▶ [Records with interface code]
▼

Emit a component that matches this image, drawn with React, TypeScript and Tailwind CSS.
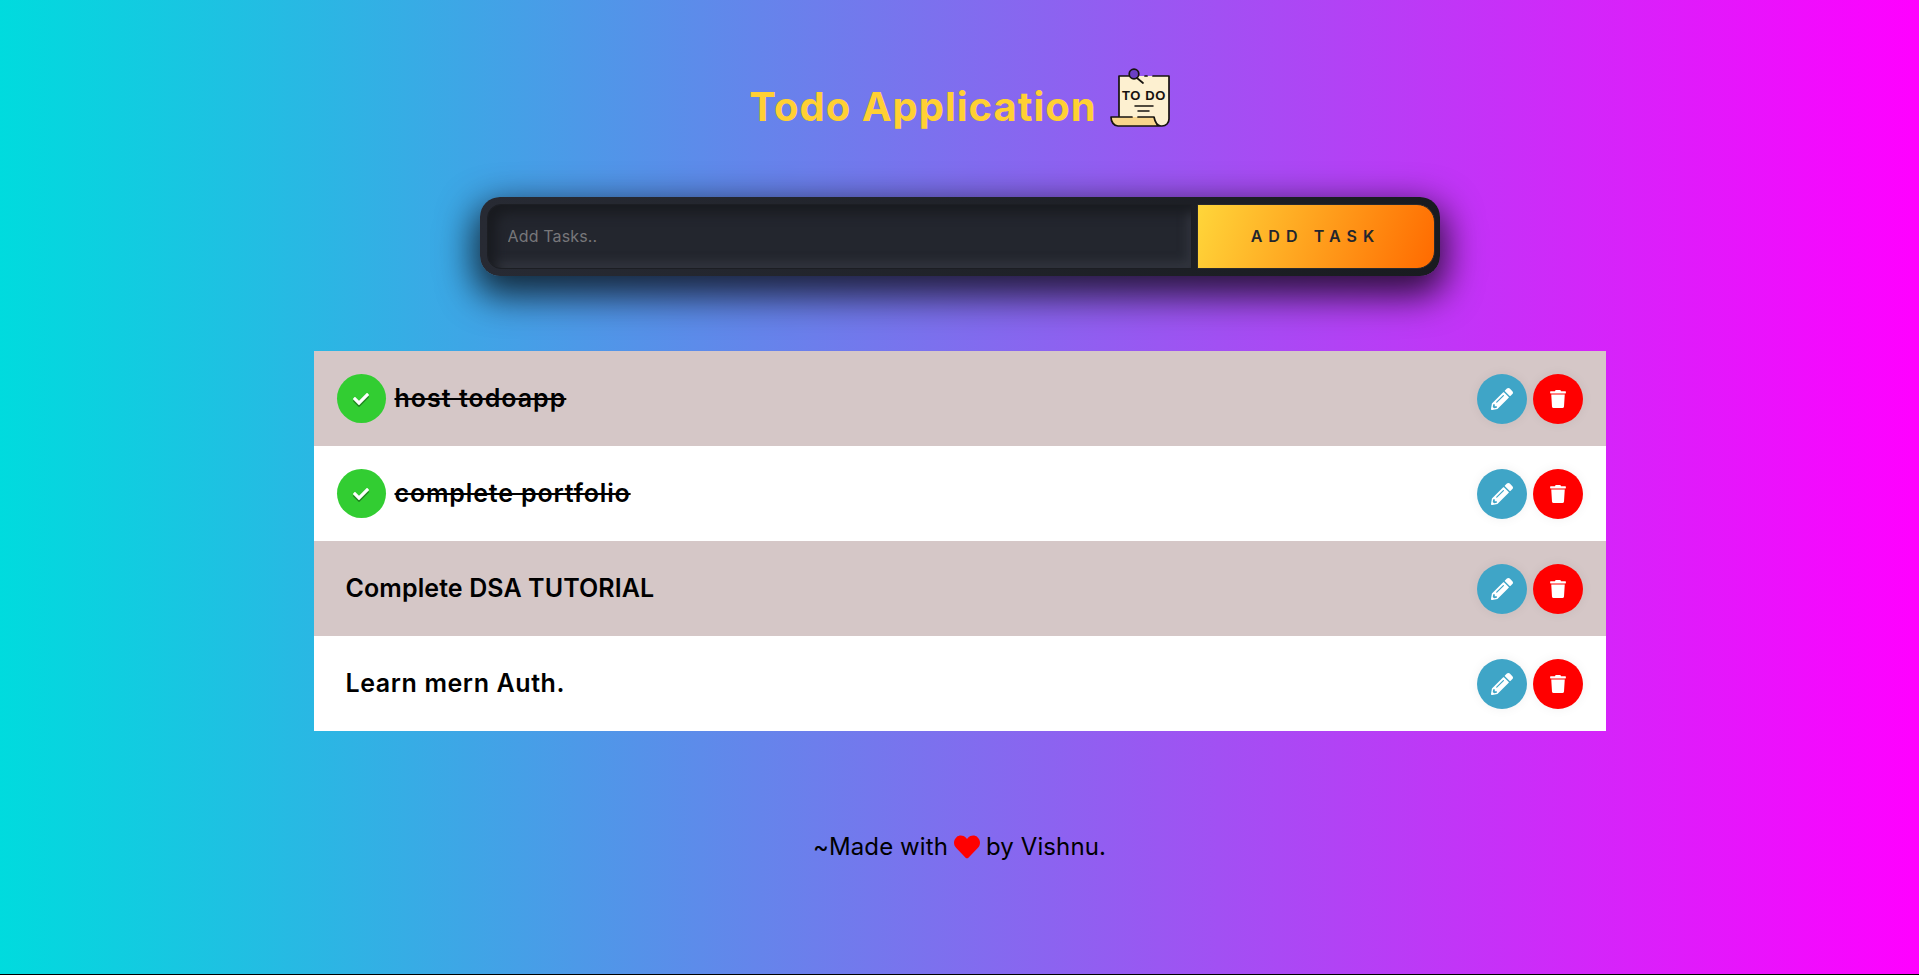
import React from 'react';
import { FaCheck, FaHeart, FaPencilAlt, FaTrash } from 'react-icons/fa';

interface Task {
  id: number;
  title: string;
  done: boolean;
  tracking: string;
}

// Inter is narrower than the original face in lowercase and wider in caps, so spacing is set per title
const tasks: Task[] = [
  { id: 1, title: 'host todoapp', done: true, tracking: 'tracking-[1px]' },
  { id: 2, title: 'complete portfolio', done: true, tracking: 'tracking-[0.85px]' },
  { id: 3, title: 'Complete DSA TUTORIAL', done: false, tracking: 'tracking-[0.1px]' },
  { id: 4, title: 'Learn mern Auth.', done: false, tracking: 'tracking-[0.6px]' },
];

const TodoNote = () => (
  <svg className="w-[60px] h-[60px] shrink-0" viewBox="0 0 60 60" fill="none">
    <path d="M9 8h50v43c0 4-3 7-7 7H16c-4 0-7-3-7-8z" fill="#fdf0d0" />
    <path d="M1 49h43c1 5 3 9 7 9H8c-4 0-7-4-7-9z" fill="#f9d58c" />
    <path d="M9 48V8h10M35 8h2M43 8h16v43c0 4-3 7-7 7H8c-4 0-7-4-7-9h21M28 49h16c1 5 3 9 7 9" stroke="#17130f" strokeWidth="1.7" strokeLinecap="round" strokeLinejoin="round" />
    <circle cx="24" cy="6" r="4.8" fill="#6b3fc4" stroke="#17130f" strokeWidth="1.7" />
    <path d="M27 10l6 5" stroke="#17130f" strokeWidth="1.7" strokeLinecap="round" />
    <text x="34" y="32" textAnchor="middle" fontFamily="'Liberation Sans', sans-serif" fontSize="13" fontWeight="700" letterSpacing="0.6" fill="#17130f">TO DO</text>
    <path d="M25 38h18M28 43h11" stroke="#17130f" strokeWidth="1.5" strokeLinecap="round" />
  </svg>
);

const TaskRow: React.FC<{ task: Task; shaded: boolean }> = ({ task, shaded }) => (
  <li className={`flex items-center justify-between h-[95px] px-[23px] ${shaded ? 'bg-[#d5c7c7]' : 'bg-white'}`}>
    <div className="flex items-center">
      {task.done ? (
        <span className="flex items-center justify-center w-[49px] h-[49px] rounded-full bg-[#32cd32] text-white mr-[9px]">
          <FaCheck className="w-4 h-4 drop-shadow-[0_2px_0_rgba(0,0,0,0.35)]" />
        </span>
      ) : (
        <span className="w-[8px]" />
      )}
      <span className={`text-[25px] font-semibold text-black ${task.tracking} ${task.done ? 'line-through' : 'pl-px'}`}>{task.title}</span>
    </div>
    <div className="flex items-center gap-[6px]">
      <button className="flex items-center justify-center w-[50px] h-[50px] rounded-full bg-[#3fa5c7] text-white shadow-[0_0_12px_rgba(0,0,0,0.06)]">
        <FaPencilAlt className="w-[22px] h-[22px]" />
      </button>
      <button className="flex items-center justify-center w-[50px] h-[50px] rounded-full bg-[#ff0000] text-white shadow-[0_0_12px_rgba(0,0,0,0.06)]">
        <FaTrash className="w-4 h-[18px]" />
      </button>
    </div>
  </li>
);

export default function App() {
  return (
    <div className="bg-black h-[975px] overflow-hidden font-['Inter','Liberation_Sans',sans-serif]">
      <div className="h-[974px] flex flex-col items-center bg-[linear-gradient(90deg,#00dbde_0%,#ff00ff_100%)]">
        <header className="flex items-center gap-[13px] h-[60px] mt-[68px]">
          <h1 className="pt-[18px] text-[40px] font-bold tracking-[1px] text-[#ffd033]">Todo Application</h1>
          <TodoNote />
        </header>

        <form className="flex items-stretch w-[960px] h-[79px] mt-[69px] py-[7px] pl-[7px] pr-[5px] rounded-[20px] bg-[linear-gradient(90deg,#272a33,#191b20)] shadow-[0_14px_36px_6px_rgba(0,0,0,0.75)]">
          <input
            placeholder="Add Tasks.."
            className="w-[705px] px-5 pb-[2px] text-base tracking-[0.15px] text-white placeholder:text-[#77777a] outline-none bg-[#23262e] border border-[#1c1e23] rounded-l-[14px] shadow-[inset_8px_8px_12px_#191b20,inset_-4px_-6px_10px_#33363f]"
          />
          <button type="button" className="flex-1 ml-[5px] pb-[1px] text-base font-semibold tracking-[0.38em] text-[#23262e] border border-[#2a2a2e] rounded-r-[18px] bg-[linear-gradient(110deg,#ffd63a,#ff6a00)]">
            ADD TASK
          </button>
        </form>

        <ul className="w-[1292px] mt-[75px]">
          {tasks.map((task, index) => (
            <TaskRow key={task.id} task={task} shaded={index % 2 === 0} />
          ))}
        </ul>

        <footer className="flex items-center mt-[98px] text-[24px] tracking-[0.1px] text-black">
          ~Made with <FaHeart className="w-[26px] h-[26px] mx-[6px] text-[#ff0000]" /> by Vishnu.
        </footer>
      </div>
    </div>
  );
}
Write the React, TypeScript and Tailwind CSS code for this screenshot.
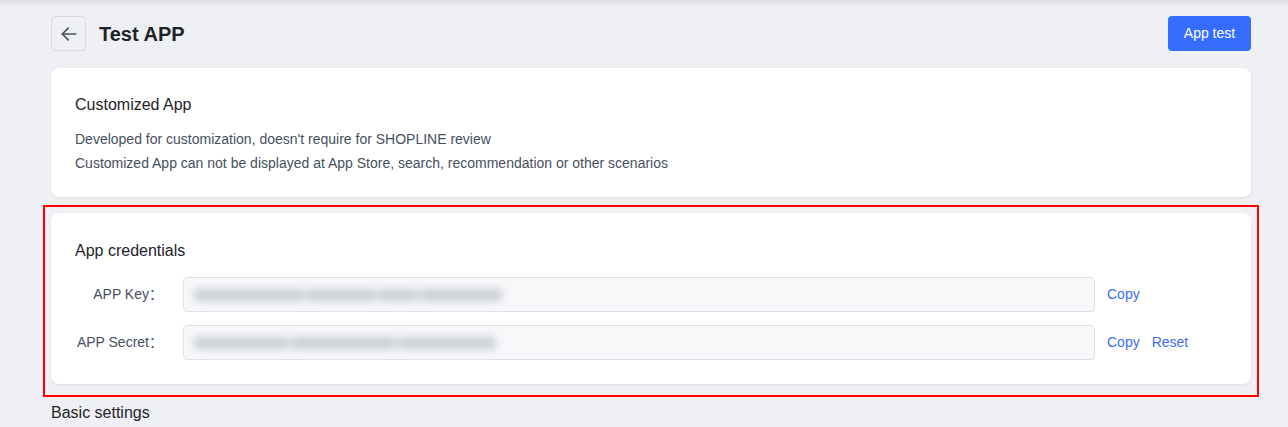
import React from "react";

const font = { fontFamily: '"Liberation Sans", "Noto Sans CJK SC", Arial, sans-serif' };

function BlurValue({ widths }: { widths: number[] }) {
  return (
    <div className="flex items-center gap-[2px] blur-[4px]">
      {widths.map((w, i) => (
        <div key={i} className="h-[12px] rounded-sm bg-[#c8ccd4]" style={{ width: w }} />
      ))}
    </div>
  );
}

function Row({ label, widths, actions }: { label: string; widths: number[]; actions: string[] }) {
  return (
    <div className="flex items-center h-[35px]">
      <div className="w-[108px] pr-[20px] text-right text-[14px] text-[#474f5e] shrink-0 whitespace-nowrap">{label}</div>
      <div className="flex-1 h-[35px] rounded-[4px] border border-[#dfe2ea] bg-[#f7f8fa] flex items-center pl-[10px]">
        <BlurValue widths={widths} />
      </div>
      <div className="w-[132px] pl-[12px] flex gap-[12px] text-[14px] text-[#3d6cf3] shrink-0">
        {actions.map((a) => (
          <span key={a}>{a}</span>
        ))}
      </div>
    </div>
  );
}

export default function App() {
  return (
    <div className="min-h-[427px] bg-[#eff0f4] relative" style={font}>
      <div className="absolute inset-x-0 top-0 h-[6px] bg-gradient-to-b from-[#dcdde2] to-transparent" />
      <div className="w-[1200px] ml-[51px] pt-[16px]">
        <div className="flex items-center justify-between h-[35px]">
          <div className="flex items-center gap-[13px]">
            <div className="w-[35px] h-[35px] rounded-[4px] border border-[#d7dae3] flex items-center justify-center text-[#474f5e]">
              <svg width="20" height="20" viewBox="0 0 24 24" fill="none" stroke="currentColor" strokeWidth="2" strokeLinecap="round" strokeLinejoin="round">
                <path d="M20 12H4" />
                <path d="M11 19l-7-7 7-7" />
              </svg>
            </div>
            <div className="text-[20px] font-bold text-[#1f2329]">Test APP</div>
          </div>
          <button className="h-[35px] w-[83px] rounded-[4px] bg-[#356dff] text-white text-[14px]">App test</button>
        </div>

        <div className="mt-[17px] bg-white rounded-[8px] shadow-[0_1px_3px_rgba(0,0,0,0.08)] px-[24px] pt-[25px] pb-[22px]">
          <div className="text-[16px] leading-[24px] text-[#1f2329]">Customized App</div>
          <div className="mt-[10px] text-[14px] leading-[24px] text-[#474f5e]">
            <div>Developed for customization, doesn't require for SHOPLINE review</div>
            <div>Customized App can not be displayed at App Store, search, recommendation or other scenarios</div>
          </div>
        </div>

        <div className="mt-[8px] -mx-[8px] border-2 border-[#ff0000] px-[6px] pt-[6px] pb-[11px]">
          <div className="bg-white rounded-[8px] shadow-[0_1px_3px_rgba(0,0,0,0.08)] px-[24px] pt-[26px] pb-[24px]">
            <div className="text-[16px] leading-[24px] text-[#1f2329]">App credentials</div>
            <div className="mt-[14px] flex flex-col gap-[13px]">
              <Row label="APP Key：" widths={[110, 70, 40, 82]} actions={["Copy"]} />
              <Row label="APP Secret：" widths={[95, 105, 98]} actions={["Copy", "Reset"]} />
            </div>
          </div>
        </div>

        <div className="mt-[4px] text-[16px] leading-[24px] text-[#1f2329]">Basic settings</div>
      </div>
    </div>
  );
}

▲

▶ [Aim]
Select and copy every line from the records that includes the word "this".

▶ [Finished exercise]
Emit a component that matches this image, drawn with React, TypeScript and Tailwind CSS.
Write the React, TypeScript and Tailwind CSS code for this screenshot.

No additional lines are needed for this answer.